- **Your objective**
What is the number of lines in these entries that contain "Generate"? State it alone.

- **Given entries**
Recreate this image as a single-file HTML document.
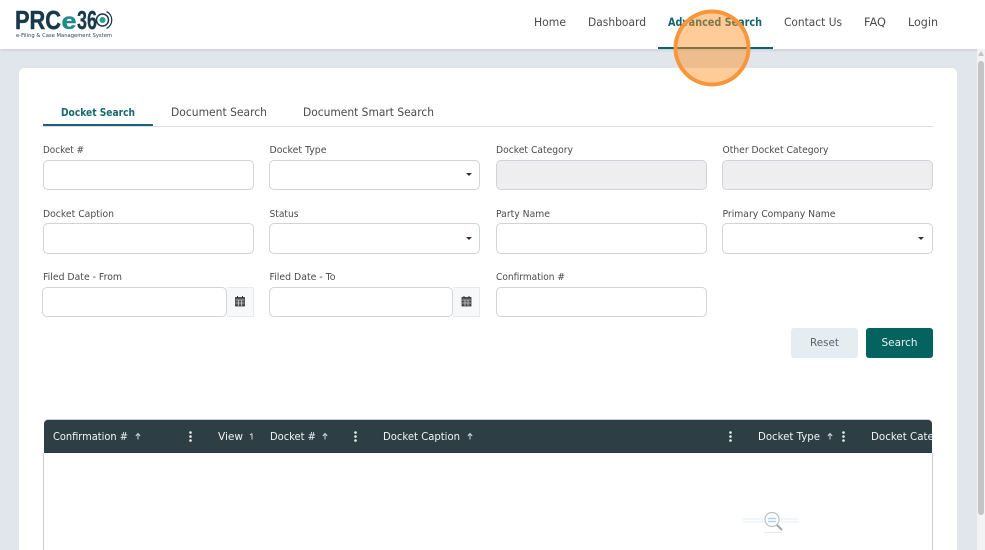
<!DOCTYPE html>
<html lang="en"><head><meta charset="utf-8"><title>PRCe360 Advanced Search</title>
<style>
html,body{margin:0;padding:0;width:985px;height:550px;overflow:hidden;background:#e1e6ed;font-family:"DejaVu Sans","Liberation Sans",sans-serif}
#p{position:relative;width:985px;height:550px;overflow:hidden}
.a{position:absolute;box-sizing:border-box}
.i{position:absolute;box-sizing:border-box;height:30px;width:211px;background:#fff;border:1px solid #ced4da;border-radius:5px}
.d{background:#eee}
.ad{position:absolute;box-sizing:border-box;width:27px;height:30px;background:#f7f8f9;border:1px solid #e8ebee;border-left:0}
svg{position:absolute;left:0;top:0}
.l{font-size:9.500px;fill:#4a4a4a}
.n{font-size:11.500px;fill:#4a4a4a}
.h{font-size:11px;fill:#f2f5f5}
</style></head><body><div id="p">
<div class="a" style="left:0;top:0;width:985px;height:49px;background:#fff;box-shadow:0 1px 3px rgba(0,0,0,.12)"></div>
<div class="a" style="left:977px;top:49px;width:8px;height:501px;background:#f3f3f3"></div>
<div class="a" style="left:978px;top:61px;width:6px;height:454px;background:#c4c4c4;border-radius:3px"></div>
<div class="a" style="left:19px;top:68px;width:938px;height:482px;background:#fff;border-radius:5px 5px 0 0"></div>
<div class="a" style="left:658px;top:47px;width:115px;height:2px;background:#13606a"></div>
<div class="a" style="left:43px;top:126px;width:890px;height:1px;background:#ddd"></div>
<div class="a" style="left:43px;top:124px;width:110px;height:2px;background:#1f5d7c"></div>

<div class="i" style="left:43px;top:160px"></div>
<div class="i" style="left:269px;top:160px"></div>
<div class="i d" style="left:496px;top:160px"></div>
<div class="i d" style="left:722px;top:160px"></div>
<div class="i" style="left:43px;top:223px;height:31px"></div>
<div class="i" style="left:269px;top:223px;height:31px"></div>
<div class="i" style="left:496px;top:223px;height:31px"></div>
<div class="i" style="left:722px;top:223px;height:31px"></div>
<div class="i" style="left:42px;top:287px;width:185px"></div>
<div class="ad" style="left:227px;top:287px"></div>
<div class="i" style="left:269px;top:287px;width:184px"></div>
<div class="ad" style="left:453px;top:287px"></div>
<div class="i" style="left:496px;top:287px"></div>

<div class="a" style="left:791px;top:328px;width:67px;height:30px;background:#e6edf0;border-radius:3px"></div>
<div class="a" style="left:866px;top:328px;width:67px;height:30px;background:#04625f;border-radius:3px"></div>

<div class="a" style="left:43px;top:453px;width:890px;height:97px;border-left:1px solid #ccc;border-right:1px solid #ccc"></div>
<div class="a" style="left:44px;top:420px;width:888px;height:33px;background:#2d3e44;border-radius:4px 4px 0 0;box-shadow:0 -1px 0 #c5d0d4"></div>

<svg width="985" height="550" viewBox="0 0 985 550" xmlns="http://www.w3.org/2000/svg">
<defs><clipPath id="c"><rect x="44" y="420" width="888" height="33"/></clipPath></defs>
<!-- logo -->
<g font-family="'Liberation Sans',sans-serif" font-weight="bold">
<text x="15" y="29" font-size="26" fill="#17394a" stroke="#17394a" stroke-width=".5" textLength="46" lengthAdjust="spacingAndGlyphs">PRC</text>
<text x="61.500" y="29" font-size="23" fill="#1f8b8b" stroke="#1f8b8b" stroke-width=".4" textLength="15" lengthAdjust="spacingAndGlyphs">e</text>
<text x="77" y="29" font-size="26" fill="#17394a" stroke="#17394a" stroke-width=".3" textLength="20" lengthAdjust="spacingAndGlyphs">36</text>
</g>
<g fill="none">
<circle cx="102.500" cy="20" r="3" fill="#2a9d96"/>
<circle cx="102.500" cy="20" r="6" stroke="#17394a" stroke-width="1.500"/>
<path d="M106.500 11.500A9.500 9.500 0 0 1 106.500 28.500" stroke="#17394a" stroke-width="1.300"/>
</g>
<text x="16" y="37" font-size="5.500" fill="#2b4452" textLength="96" lengthAdjust="spacingAndGlyphs">e-Filing &amp; Case Management System</text>
<!-- nav -->
<text class="n" x="534" y="26" textLength="32" lengthAdjust="spacingAndGlyphs">Home</text>
<text class="n" x="588" y="26" textLength="58" lengthAdjust="spacingAndGlyphs">Dashboard</text>
<text class="n" x="668" y="26" font-weight="bold" style="fill:#13656b" textLength="94" lengthAdjust="spacingAndGlyphs">Advanced Search</text>
<text class="n" x="784" y="26" textLength="58" lengthAdjust="spacingAndGlyphs">Contact Us</text>
<text class="n" x="864" y="26" textLength="22" lengthAdjust="spacingAndGlyphs">FAQ</text>
<text class="n" x="908" y="26" textLength="30" lengthAdjust="spacingAndGlyphs">Login</text>
<!-- tabs -->
<text x="61" y="116" font-size="11" font-weight="bold" fill="#17686c" textLength="74" lengthAdjust="spacingAndGlyphs">Docket Search</text>
<text class="n" x="171" y="116" textLength="96" lengthAdjust="spacingAndGlyphs">Document Search</text>
<text class="n" x="303" y="116" textLength="131" lengthAdjust="spacingAndGlyphs">Document Smart Search</text>
<!-- labels -->
<text class="l" x="43" y="153" textLength="41" lengthAdjust="spacingAndGlyphs">Docket #</text>
<text class="l" x="269.500" y="153" textLength="57" lengthAdjust="spacingAndGlyphs">Docket Type</text>
<text class="l" x="496" y="153" textLength="77" lengthAdjust="spacingAndGlyphs">Docket Category</text>
<text class="l" x="722.500" y="153" textLength="106" lengthAdjust="spacingAndGlyphs">Other Docket Category</text>
<text class="l" x="43" y="217" textLength="71" lengthAdjust="spacingAndGlyphs">Docket Caption</text>
<text class="l" x="269.500" y="217" textLength="29" lengthAdjust="spacingAndGlyphs">Status</text>
<text class="l" x="496" y="217" textLength="54" lengthAdjust="spacingAndGlyphs">Party Name</text>
<text class="l" x="722.500" y="217" textLength="113" lengthAdjust="spacingAndGlyphs">Primary Company Name</text>
<text class="l" x="43" y="280" textLength="79" lengthAdjust="spacingAndGlyphs">Filed Date - From</text>
<text class="l" x="269.500" y="280" textLength="66" lengthAdjust="spacingAndGlyphs">Filed Date - To</text>
<text class="l" x="496" y="280" textLength="69" lengthAdjust="spacingAndGlyphs">Confirmation #</text>
<!-- carets -->
<path d="M466 173h6l-3 3z" fill="#333"/>
<path d="M466 237h6l-3 3z" fill="#333"/>
<path d="M918 237h6l-3 3z" fill="#333"/>
<!-- calendars -->
<g fill="none" stroke="#333">
<rect x="235.500" y="297.500" width="9" height="8.500" fill="#555" stroke="#333" stroke-width=".8"/>
<path d="M235.500 300h9M238.500 300v6M241.500 300v6M235.500 303h9" stroke="#eee" stroke-width=".6"/>
<path d="M237.500 296v2M242.500 296v2" stroke-width="1"/>
</g>
<g fill="none" stroke="#333">
<rect x="462" y="297.500" width="9" height="8.500" fill="#555" stroke="#333" stroke-width=".8"/>
<path d="M462 300h9M465 300v6M468 300v6M462 303h9" stroke="#eee" stroke-width=".6"/>
<path d="M464 296v2M469 296v2" stroke-width="1"/>
</g>
<!-- buttons -->
<text x="810" y="346" font-size="11" fill="#5a6468" textLength="29" lengthAdjust="spacingAndGlyphs">Reset</text>
<text x="881.500" y="346" font-size="11" fill="#e8f3f2" textLength="36" lengthAdjust="spacingAndGlyphs">Search</text>
<!-- table header -->
<g clip-path="url(#c)">
<text class="h" x="53" y="440" textLength="75" lengthAdjust="spacingAndGlyphs">Confirmation #</text>
<text class="h" x="218" y="440" textLength="25" lengthAdjust="spacingAndGlyphs">View</text>
<text class="h" x="270" y="440" textLength="46" lengthAdjust="spacingAndGlyphs">Docket #</text>
<text class="h" x="383" y="440" textLength="77" lengthAdjust="spacingAndGlyphs">Docket Caption</text>
<text class="h" x="758" y="440" textLength="62" lengthAdjust="spacingAndGlyphs">Docket Type</text>
<text class="h" x="871" y="440" textLength="86" lengthAdjust="spacingAndGlyphs">Docket Category</text>
</g>
<g fill="none" stroke="#cfd6d8" stroke-width="1">
<path d="M138 439.500v-6M135.800 436l2.200-2.500 2.200 2.500"/>
<path d="M252 439.500v-6M250 435l2-1.500"/>
<path d="M325 439.500v-6M322.800 436l2.200-2.500 2.200 2.500"/>
<path d="M470 439.500v-6M467.800 436l2.200-2.500 2.200 2.500"/>
<path d="M830 439.500v-6M827.800 436l2.200-2.500 2.200 2.500"/>
</g>
<g fill="#eef1f1">
<circle cx="190.500" cy="432.500" r="1.300"/><circle cx="190.500" cy="436.500" r="1.300"/><circle cx="190.500" cy="440.500" r="1.300"/>
<circle cx="355.500" cy="432.500" r="1.300"/><circle cx="355.500" cy="436.500" r="1.300"/><circle cx="355.500" cy="440.500" r="1.300"/>
<circle cx="730.500" cy="432.500" r="1.300"/><circle cx="730.500" cy="436.500" r="1.300"/><circle cx="730.500" cy="440.500" r="1.300"/>
<circle cx="843.500" cy="432.500" r="1.300"/><circle cx="843.500" cy="436.500" r="1.300"/><circle cx="843.500" cy="440.500" r="1.300"/>
</g>
<!-- empty state -->
<g fill="none">
<path d="M743 519h22M781 519h18M743 522h22M781 522h18" stroke="#eef3f6" stroke-width="1.500"/>
<circle cx="772" cy="519.500" r="7" fill="#fff" stroke="#b5c4cc" stroke-width="1.200"/>
<path d="M768 518.500h8M768 521.500h8" stroke="#a9d4e8" stroke-width="1.500"/>
<path d="M777 525l5 5" stroke="#9aa8b0" stroke-width="2"/>
<path d="M764 532.500h18" stroke="#e6eaed" stroke-width="1"/>
</g>
<!-- scrollbar arrow -->
<path d="M981 51l3 5h-6z" fill="#c4c4c4"/>
<!-- highlight -->
<circle cx="712" cy="48" r="36.500" fill="#ff8c1a" fill-opacity=".45" stroke="#f7963a" stroke-width="4"/>
</svg>
</div></body></html>
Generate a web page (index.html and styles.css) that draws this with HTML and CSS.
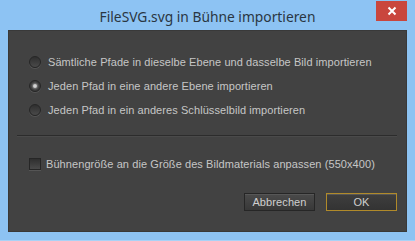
FILE: index.html
```html
<!DOCTYPE html>
<html lang="de">
  <head>
    <meta charset="UTF-8" />
    <meta name="viewport" content="width=device-width, initial-scale=1.0" />
    <title>FileSVG.svg in Bühne importieren</title>
    <link rel="stylesheet" href="styles.css">
  </head>
  <body>
    <div class="window">
      <header class="titlebar">
        <span></span>
        <h1 class="window-title">FileSVG.svg in Bühne importieren</h1>
        <button class="close-button" aria-label="Schließen">
          <svg width="10" height="10" viewBox="0 0 10 10">
            <path d="M1.5 1.5 L8.5 8.5 M8.5 1.5 L1.5 8.5" stroke="#fff" stroke-width="2" />
          </svg>
        </button>
      </header>

      <main class="dialog">
        <div class="options">
          <label class="option">
            <input type="radio" name="mode" class="radio" />
            <span>Sämtliche Pfade in dieselbe Ebene und dasselbe Bild importieren</span>
          </label>
          <label class="option">
            <input type="radio" name="mode" class="radio" checked />
            <span>Jeden Pfad in eine andere Ebene importieren</span>
          </label>
          <label class="option">
            <input type="radio" name="mode" class="radio" />
            <span>Jeden Pfad in ein anderes Schlüsselbild importieren</span>
          </label>
        </div>

        <hr class="divider" />

        <label class="option check-option">
          <input type="checkbox" class="checkbox" />
          <span>Bühnengröße an die Größe des Bildmaterials anpassen (550x400)</span>
        </label>

        <div class="actions">
          <button class="btn">Abbrechen</button>
          <button class="btn btn-default">OK</button>
        </div>
      </main>
    </div>
  </body>
</html>
```

FILE: styles.css
```css
* {
  margin: 0;
  padding: 0;
  box-sizing: border-box;
}

body {
  width: 415px;
  height: 241px;
  overflow: hidden;
  background-color: #8dc3f3;
}

.window {
  height: 241px;
  display: flex;
  flex-direction: column;
  padding: 0 8px 8px 8px;
  background-color: #8dc3f3;
  border-bottom: 1px solid #a9d2f6;
}

.titlebar {
  height: 30px;
  display: grid;
  grid-template-columns: 1fr auto 1fr;
  align-items: start;
}

.window-title {
  font-family: "Noto Sans", sans-serif;
  font-weight: normal;
  font-size: 13.8px;
  line-height: 20px;
  padding-top: 7px;
  color: #2a3642;
  white-space: nowrap;
}

.close-button {
  justify-self: end;
  width: 31px;
  height: 20px;
  margin-top: 1px;
  background-color: #c9463d;
  border: none;
  display: flex;
  align-items: center;
  justify-content: center;
}

.dialog {
  flex: 1;
  background-color: #424242;
  border: 1px solid #393939;
  padding: 19px 9px 0 20px;
  display: flex;
  flex-direction: column;
  font-family: "Liberation Sans", Arial, sans-serif;
  font-size: 11px;
  letter-spacing: 0.08px;
  color: #c6c6c6;
}

.options {
  display: flex;
  flex-direction: column;
}

.option {
  height: 24px;
  display: flex;
  align-items: center;
  gap: 7px;
  white-space: nowrap;
}

.radio,
.checkbox {
  appearance: none;
  width: 12px;
  height: 12px;
  flex: none;
  border: 1px solid #262626;
  background: linear-gradient(#2f2f2f, #4a4a4a);
  box-shadow: 0 1px 0 #555555;
}

.radio {
  border-radius: 50%;
}

.radio:checked {
  background: radial-gradient(circle, #e0e0e0 0, #c4c4c4 1.5px, #6a6a6a 2.5px, #3c3c3c 4px);
}

.check-option {
  gap: 5px;
}

.divider {
  border: none;
  border-top: 1px solid #2c2c2c;
  border-bottom: 1px solid #4a4a4a;
  margin: 13px 0 15px -12px;
}

.actions {
  display: flex;
  justify-content: flex-end;
  gap: 11px;
  margin-top: 17px;
}

.btn {
  width: 71px;
  height: 18px;
  font-family: "Liberation Sans", Arial, sans-serif;
  font-size: 11px;
  letter-spacing: 0.1px;
  color: #cfcfcf;
  background: linear-gradient(#4a4a4a, #383838);
  border: 1px solid #262626;
  box-shadow: inset 0 1px 0 #575757;
}

.btn-default {
  border-color: #b08a2a;
  background: linear-gradient(#3e3e3e, #333333);
}
```
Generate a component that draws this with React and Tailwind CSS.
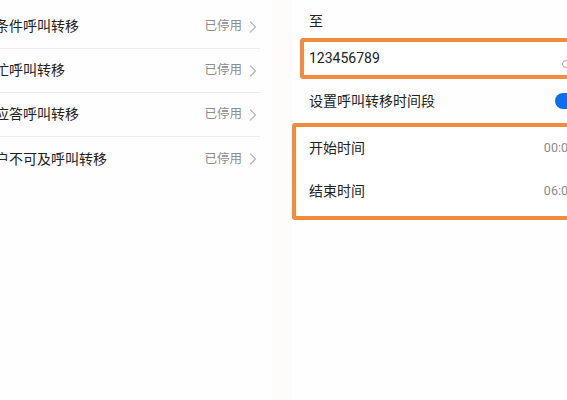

- **Correct result**
2